During our honeymoon, on the way back from visiting Edwards AF Base, we decided on the spot not to take again highways 58 and 5 to San Francisco, but to go North by the Eastern part of Sierra Nevada and cross the whole of Yosemite National Park the following morning. With this new route we would drive more miles, give away a hotel reservation in Fresno but we were able to see the Red Rock Canyon State Park (famous for scenic rocky formations, featured in several films), Mount Whitney (with 4,421m the highest point of the Lower 48), Mono Lake (a terminal lake famous for its alkaline water) and Manzanar…
Manzanar War Relocation Center
Manzanar is the site where one of the concentration camps where thousands of Japanese and Americans with a Japanese origin were imprisoned during World War II. Manzanar is one black spot in the US history, let me quote from the Wikipedia:
Dr. James Hirabayashi, Professor Emeritus and former Dean of Ethnic Studies at San Francisco State University, wrote an article in 1994 in which he stated that he wonders why euphemistic terms used to describe camps such as Manzanar are still being used.Let us review the main points of the debate. Over 120,000 residents of the U.S.A., two thirds of whom were American citizens, were incarcerated under armed guard. There were no crimes committed, no trials, and no convictions: the Japanese Americans were political incarcerees. To detain American citizens in a site under armed guard surely constitutes a “concentration camp.” But what were the terms used by the government officials who were involved in the process and who had to justify these actions? Raymond Okamura provides us with a detailed list of terms. Let’s consider three such euphemisms: “evacuation,” “relocation,” and “non-aliens.” Earthquake and flood victims are evacuated and relocated. The words refer to moving people in order to rescue and protect them from danger. The official government policy makers consistently used “evacuation” to refer to the forced removal of the Japanese Americans and the sites were called “relocation centers.” These are euphemisms (Webster: “the substitution of an inoffensive term for one considered offensively explicit”) as the terms do not imply forced removal nor incarceration in enclosures patrolled by armed guards. The masking was intentional.
I didn’t know about the imprisonment of Japanese Americans in American soil during the war until I came to Manzanar. During the same trip, we also had the chance to learn more about that topic in those times in Seattle at Pike Place Market, from where many Japanese Americans were first dispossessed from their shops and assets and then sent to concentration camps like Manzanar.

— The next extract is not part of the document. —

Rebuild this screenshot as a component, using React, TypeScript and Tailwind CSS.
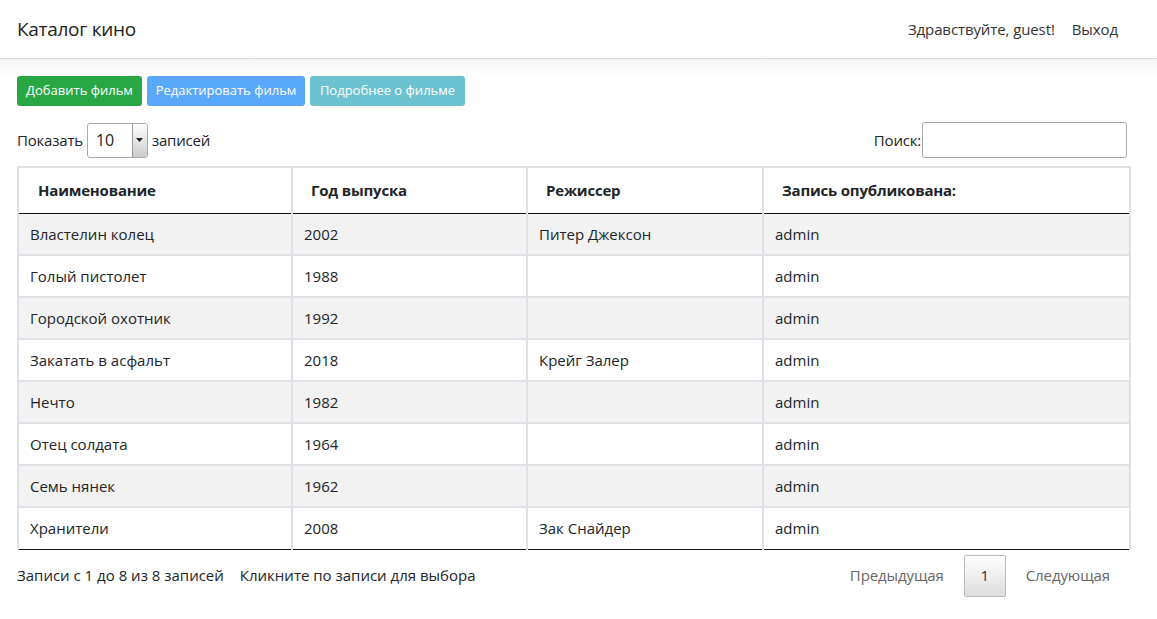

After learning about this, I guess that the months after the bombing of Pearl Harbor (December 7, 1941) surely must have been very dramatic in the USA, and that political upheaval felt in DC must have been tremendous. Not only how to respond to that attack but to which extent were they safe in American soil, the suspicions or paranoia that people must have felt, the man haunts that must have happened, the incomprehension felt by those Americans…
On February 19, 1942, President Franklin D. Roosevelt signed Executive Order 9066, which authorized the Secretary of War to designate military commanders to prescribe military areas and to exclude “any or all persons” from such areas. The order also authorized the construction of what would later be called “relocation centers” by the War Relocation Authority (WRA) to house those who were to be excluded. This order resulted in the forced relocation of over 120,000 Japanese Americans, two-thirds of whom were native-born American citizens.
Today is a National Historic Site that can be visited from dawn to sunset, on foot or by car, following a defined route which guides you through where the different parts of the camp were located, of which only a handful are standing or have been re-constructed.